▸ Exercise instructions
What is the number of lines that include the word "styles"? Provide only that figure.
* start Collected material *
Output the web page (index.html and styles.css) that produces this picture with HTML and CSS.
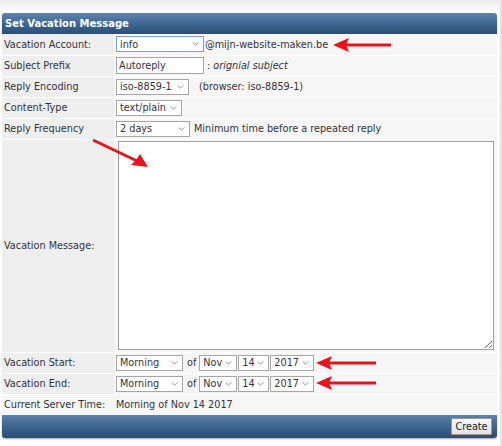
FILE: index.html
```html
<!DOCTYPE html>
<html lang="en">
  <head>
    <meta charset="UTF-8" />
    <title>Set Vacation Message</title>
    <link rel="stylesheet" href="styles.css">
  </head>
  <body>
    <div class="page">
      <div class="top-strip"></div>

      <div class="panel">
        <div class="panel-head">Set Vacation Message</div>

        <table class="form">
          <tr class="row">
            <td class="label">Vacation Account:</td>
            <td class="value">
              <span class="sel sel-focus w-account"><select><option>info</option></select><svg class="chev" viewBox="0 0 8 5"><path d="M0.5 0.5 L4 4 L7.5 0.5" /></svg></span><span class="after-tight">@mijn-website-maken.be</span>
            </td>
          </tr>
          <tr class="row">
            <td class="label">Subject Prefix</td>
            <td class="value">
              <input class="text-input" type="text" value="Autoreply"><span class="hint">: <em>orignial subject</em></span>
            </td>
          </tr>
          <tr class="row">
            <td class="label">Reply Encoding</td>
            <td class="value">
              <span class="sel w-encoding"><select><option>iso-8859-1</option></select><svg class="chev" viewBox="0 0 8 5"><path d="M0.5 0.5 L4 4 L7.5 0.5" /></svg></span><span class="after-wide">(browser: iso-8859-1)</span>
            </td>
          </tr>
          <tr class="row">
            <td class="label">Content-Type</td>
            <td class="value">
              <span class="sel w-type"><select><option>text/plain</option></select><svg class="chev" viewBox="0 0 8 5"><path d="M0.5 0.5 L4 4 L7.5 0.5" /></svg></span>
            </td>
          </tr>
          <tr class="row">
            <td class="label">Reply Frequency</td>
            <td class="value">
              <span class="sel w-freq"><select><option>2 days</option></select><svg class="chev" viewBox="0 0 8 5"><path d="M0.5 0.5 L4 4 L7.5 0.5" /></svg></span><span class="after">Minimum time before a repeated reply</span>
            </td>
          </tr>
          <tr class="row row-message">
            <td class="label">Vacation Message:</td>
            <td class="value">
              <textarea class="message"></textarea>
            </td>
          </tr>
          <tr class="row">
            <td class="label">Vacation Start:</td>
            <td class="value">
              <div class="date-line">
                <span class="sel w-part"><select><option>Morning</option></select><svg class="chev" viewBox="0 0 8 5"><path d="M0.5 0.5 L4 4 L7.5 0.5" /></svg></span>
                <span class="of">of</span>
                <span class="sel w-month"><select><option>Nov</option></select><svg class="chev" viewBox="0 0 8 5"><path d="M0.5 0.5 L4 4 L7.5 0.5" /></svg></span>
                <span class="sel w-day"><select><option>14</option></select><svg class="chev" viewBox="0 0 8 5"><path d="M0.5 0.5 L4 4 L7.5 0.5" /></svg></span>
                <span class="sel w-year"><select><option>2017</option></select><svg class="chev" viewBox="0 0 8 5"><path d="M0.5 0.5 L4 4 L7.5 0.5" /></svg></span>
              </div>
            </td>
          </tr>
          <tr class="row">
            <td class="label">Vacation End:</td>
            <td class="value">
              <div class="date-line">
                <span class="sel w-part"><select><option>Morning</option></select><svg class="chev" viewBox="0 0 8 5"><path d="M0.5 0.5 L4 4 L7.5 0.5" /></svg></span>
                <span class="of">of</span>
                <span class="sel w-month"><select><option>Nov</option></select><svg class="chev" viewBox="0 0 8 5"><path d="M0.5 0.5 L4 4 L7.5 0.5" /></svg></span>
                <span class="sel w-day"><select><option>14</option></select><svg class="chev" viewBox="0 0 8 5"><path d="M0.5 0.5 L4 4 L7.5 0.5" /></svg></span>
                <span class="sel w-year"><select><option>2017</option></select><svg class="chev" viewBox="0 0 8 5"><path d="M0.5 0.5 L4 4 L7.5 0.5" /></svg></span>
              </div>
            </td>
          </tr>
          <tr class="row row-plain">
            <td class="label">Current Server Time:</td>
            <td class="value">Morning of Nov 14 2017</td>
          </tr>
        </table>

        <div class="panel-foot">
          <button class="create-btn">Create</button>
        </div>
      </div>

      <!-- red annotation arrows drawn on top of the form -->
      <svg class="arrows" viewBox="0 0 502 446">
        <g fill="#e8141b" stroke="#e8141b">
          <line x1="391" y1="45" x2="344" y2="45" stroke-width="3" />
          <polygon points="333,45 349,38 346,45 349,52" stroke="none" />

          <line x1="93" y1="140" x2="137" y2="161" stroke-width="3" />
          <polygon points="148,167 131,165 136,160 140,154" stroke="none" />

          <line x1="376" y1="363" x2="327" y2="363" stroke-width="3" />
          <polygon points="316,363 332,356 329,363 332,370" stroke="none" />

          <line x1="376" y1="383" x2="327" y2="383" stroke-width="3" />
          <polygon points="316,383 332,376 329,383 332,390" stroke="none" />
        </g>
      </svg>
    </div>
  </body>
</html>
```

FILE: styles.css
```css
* {
  margin: 0;
  padding: 0;
  box-sizing: border-box;
}

body {
  font-family: "DejaVu Sans", Verdana, sans-serif;
  font-size: 9.7px;
  color: #33333d;
  background-color: #ffffff;
}

.page {
  width: 502px;
  height: 446px;
  position: relative;
  border-right: 2px solid #e4e4e4;
}

.top-strip {
  height: 13px;
  background: linear-gradient(#e9e9e9, #f6f6f6 55%, #ffffff);
}

.panel {
  width: 495px;
  margin-left: 2px;
}

.panel-head {
  height: 21px;
  line-height: 21px;
  padding-left: 3px;
  color: #ffffff;
  font-weight: bold;
  font-size: 10px;
  border-radius: 3px 3px 0 0;
  background: linear-gradient(#6184ad, #426a95 45%, #2c4e74);
  box-shadow: 0 1px 2px rgba(0, 0, 0, 0.3);
}

.form {
  width: 100%;
  border-collapse: collapse;
}

.row td {
  height: 21px;
  border-bottom: 1px solid #ffffff;
  vertical-align: middle;
}

.row-message td {
  height: 213px;
}

.row-plain td {
  height: 20px;
}

.label {
  width: 112px;
  padding-left: 2px;
  background-color: #eeeeee;
  white-space: nowrap;
}

.value {
  padding-left: 2px;
  background-color: #f6f6f6;
  white-space: nowrap;
}

.row-plain .label,
.row-plain .value {
  background-color: #f6f6f6;
}

.sel {
  display: inline-block;
  position: relative;
  flex: none;
  height: 16px;
  vertical-align: middle;
}

.sel select {
  -webkit-appearance: none;
  appearance: none;
  width: 100%;
  height: 16px;
  padding-left: 3px;
  font-family: inherit;
  font-size: 9.7px;
  color: #33333d;
  background-color: #ffffff;
  border: 1px solid #a6a6a6;
  border-radius: 0;
  outline: none;
}

.sel-focus select {
  border-color: #7aa0d6;
}

.chev {
  position: absolute;
  right: 5px;
  top: 6px;
  width: 7px;
  height: 4px;
  fill: none;
  stroke: #8c8c8c;
  stroke-width: 1.2;
}

.w-account { width: 88px; }
.w-encoding { width: 73px; }
.w-type { width: 66px; }
.w-freq { width: 74px; }
.w-part { width: 67px; }
.w-month { width: 38px; }
.w-day { width: 31px; }
.w-year { width: 44px; }

.after-tight {
  margin-left: 1px;
  vertical-align: middle;
}

.after-wide {
  margin-left: 10px;
  vertical-align: middle;
}

.after {
  margin-left: 4px;
  vertical-align: middle;
}

.text-input {
  width: 88px;
  height: 17px;
  padding-left: 2px;
  font-family: inherit;
  font-size: 9.7px;
  color: #33333d;
  border: 1px solid #a6a6a6;
  vertical-align: middle;
}

.hint {
  margin-left: 3px;
  vertical-align: middle;
}

.message {
  display: block;
  width: 376px;
  height: 209px;
  margin-left: 2px;
  border: 1px solid #a0a0a0;
  background-color: #ffffff;
}

.date-line {
  display: flex;
  align-items: center;
  gap: 1px;
}

.of {
  margin: 0 2px 0 3px;
}

.panel-foot {
  height: 23px;
  display: flex;
  justify-content: flex-end;
  align-items: center;
  padding-right: 5px;
  border-radius: 0 0 3px 3px;
  background: linear-gradient(#5d81aa, #3f6791 45%, #2b4c71);
  box-shadow: 0 1px 2px rgba(0, 0, 0, 0.35);
}

.create-btn {
  width: 41px;
  height: 17px;
  font-family: inherit;
  font-size: 9.7px;
  color: #222222;
  background: linear-gradient(#f8f8f8, #e2e2e2);
  border: 1px solid #9a9a9a;
  border-radius: 1px;
}

.arrows {
  position: absolute;
  left: 0;
  top: 0;
  width: 502px;
  height: 446px;
  pointer-events: none;
}
```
* end Collected material *
▸ The result
3